►
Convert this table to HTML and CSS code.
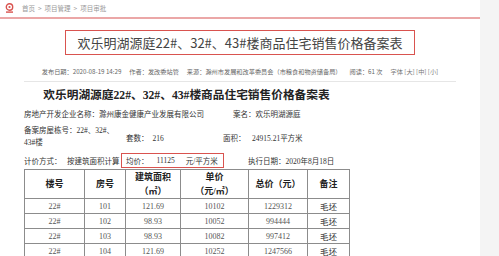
FILE: index.html
```html
<!DOCTYPE html>
<html lang="zh">
<head>
<meta charset="utf-8">
<link rel="stylesheet" href="styles.css">
</head>
<body>
<div class="main">
  <div class="crumb">
    <svg class="crumb-icon" width="9" height="10" viewBox="0 0 9 10">
      <circle cx="4.5" cy="4" r="3.2" fill="none" stroke="#d9534f" stroke-width="1.4"/>
      <circle cx="4.5" cy="4" r="1.1" fill="#d9534f"/>
      <rect x="1" y="8.4" width="7" height="1.4" fill="#d9534f"/>
    </svg>
    <span>首页</span><span class="sep">&gt;</span><span>项目管理</span><span class="sep">&gt;</span><span>项目审批</span>
  </div>
  <div class="titlewrap">
    <div class="titlebox">欢乐明湖源庭22#、32#、43#楼商品住宅销售价格备案表</div>
  </div>
  <div class="meta">
    <span>发布日期：2020-08-19 14:29</span>
    <span>作者：发改委站管</span>
    <span>来源：滁州市发展和改革委员会（市粮食和物资储备局）</span>
    <span>阅读：61 次</span>
    <span class="size">字体 [大] [中] [小]</span>
  </div>
  <div class="doc">
    <h1 class="doc-title">欢乐明湖源庭22#、32#、43#楼商品住宅销售价格备案表</h1>
    <div class="row r1">
      <div class="c-dev">房地产开发企业名称：滁州康金健康产业发展有限公司</div>
      <div class="c-name">案名：欢乐明湖源庭</div>
    </div>
    <div class="row r2">
      <div class="c-bld">备案房屋栋号：22#、32#、43#楼</div>
      <div class="c-sets">套数：<span class="num">216</span></div>
      <div class="c-area">面积：</div>
      <div class="c-areav">24915.21平方米</div>
    </div>
    <div class="row r3">
      <div class="c-way">计价方式：</div>
      <div class="c-wayv">按建筑面积计算</div>
      <div class="avg"><span>均价：</span><span class="avg-num">11125</span><span>元/平方米</span></div>
      <div class="c-date">执行日期：2020年8月18日</div>
    </div>
    <table class="price">
      <colgroup>
        <col class="w1"><col class="w2"><col class="w3"><col class="w4"><col class="w5"><col class="w6">
      </colgroup>
      <thead>
        <tr><th>楼号</th><th>房号</th><th>建筑面积<br>（㎡）</th><th>单价<br>（元/㎡）</th><th>总价（元）</th><th>备注</th></tr>
      </thead>
      <tbody>
        <tr><td>22#</td><td>101</td><td>121.69</td><td>10102</td><td>1229312</td><td class="note">毛坯</td></tr>
        <tr><td>22#</td><td>102</td><td>98.93</td><td>10052</td><td>994444</td><td class="note">毛坯</td></tr>
        <tr><td>22#</td><td>103</td><td>98.93</td><td>10082</td><td>997412</td><td class="note">毛坯</td></tr>
        <tr><td>22#</td><td>104</td><td>121.69</td><td>10252</td><td>1247566</td><td class="note">毛坯</td></tr>
      </tbody>
    </table>
  </div>
</div>
<div class="side"></div>
</body>
</html>
```
FILE: styles.css
```css
html, body {
  margin: 0;
  padding: 0;
  background: #fff;
}
body {
  display: flex;
  width: 499px;
  height: 256px;
  overflow: hidden;
  font-family: "Noto Sans CJK SC", "Noto Sans", sans-serif;
}
.main {
  width: 480px;
  flex: none;
}
.side {
  flex: 1;
  background: #f4f4f4;
}
.crumb {
  box-sizing: border-box;
  height: 19px;
  padding: 0 0 2px 5px;
  border-bottom: 2px solid #eba7a7;
  display: flex;
  align-items: center;
  font-size: 6.5px;
  color: #999;
}
.crumb-icon {
  margin-right: 8px;
}
.crumb .sep {
  margin: 0 3px;
}
.titlewrap {
  display: flex;
  justify-content: center;
  padding-top: 11px;
}
.titlebox {
  width: 350px;
  height: 25px;
  box-sizing: border-box;
  border: 1.5px solid #d9534f;
  font-size: 13px;
  color: #444;
  display: flex;
  align-items: center;
  justify-content: center;
}
.meta {
  display: flex;
  justify-content: center;
  gap: 8px;
  margin-top: 10px;
  height: 12px;
  align-items: center;
  font-size: 6.2px;
  color: #666;
  white-space: nowrap;
}
.meta .size {
  color: #777;
}
.doc {
  margin: 4px 24px 0;
  border-top: 1px solid #e6e6e6;
  width: 432px;
  font-family: "Liberation Serif", "Noto Sans CJK SC", serif;
  color: #333;
  font-size: 7.5px;
}
.doc-title {
  width: 325px;
  margin: 0;
  padding-top: 5px;
  height: 18px;
  line-height: 18px;
  font-size: 11.7px;
  font-weight: bold;
  text-align: center;
  color: #222;
}
.row {
  display: flex;
  align-items: center;
  white-space: nowrap;
}
.row > div {
  flex: none;
}
.r1 {
  height: 17px;
}
.c-dev {
  width: 209px;
}
.r2 {
  height: 28px;
  margin-top: 1px;
}
.c-bld {
  width: 94px;
  margin-right: 8px;
  white-space: normal;
  line-height: 12px;
}
.c-sets {
  width: 97px;
}
.num {
  margin-left: 4px;
}
.c-area {
  width: 29px;
}
.r3 {
  height: 18px;
}
.c-way {
  width: 43px;
}
.c-wayv {
  width: 54px;
}
.avg {
  width: 103px;
  height: 15px;
  box-sizing: border-box;
  border: 1.5px solid #d9534f;
  display: flex;
  align-items: center;
  padding-left: 4px;
}
.avg-num {
  margin-left: 8px;
  margin-right: 11px;
}
.c-date {
  margin-left: 24px;
}
.price {
  border-collapse: collapse;
  width: 325px;
  table-layout: fixed;
}
.w1 { width: 60px; }
.w2 { width: 41px; }
.w3 { width: 55px; }
.w4 { width: 68px; }
.w5 { width: 59px; }
.w6 { width: 42px; }
.price th, .price td {
  border: 1px solid #8c8c8c;
  text-align: center;
  padding: 0;
}
.price th {
  height: 28px;
  font-size: 9px;
  font-weight: bold;
  line-height: 14px;
  color: #222;
}
.price td {
  height: 14px;
  font-size: 8px;
  color: #555;
}
.price td.note {
  font-size: 8.5px;
  color: #333;
}
```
◄
## WHAT YOU HAVE TO DO
Select all lines in the listing above where the word "table" appears, and show them.

## THE RESULT
Convert this table to HTML and CSS code.
    <table class="price">
    </table>
  table-layout: fixed;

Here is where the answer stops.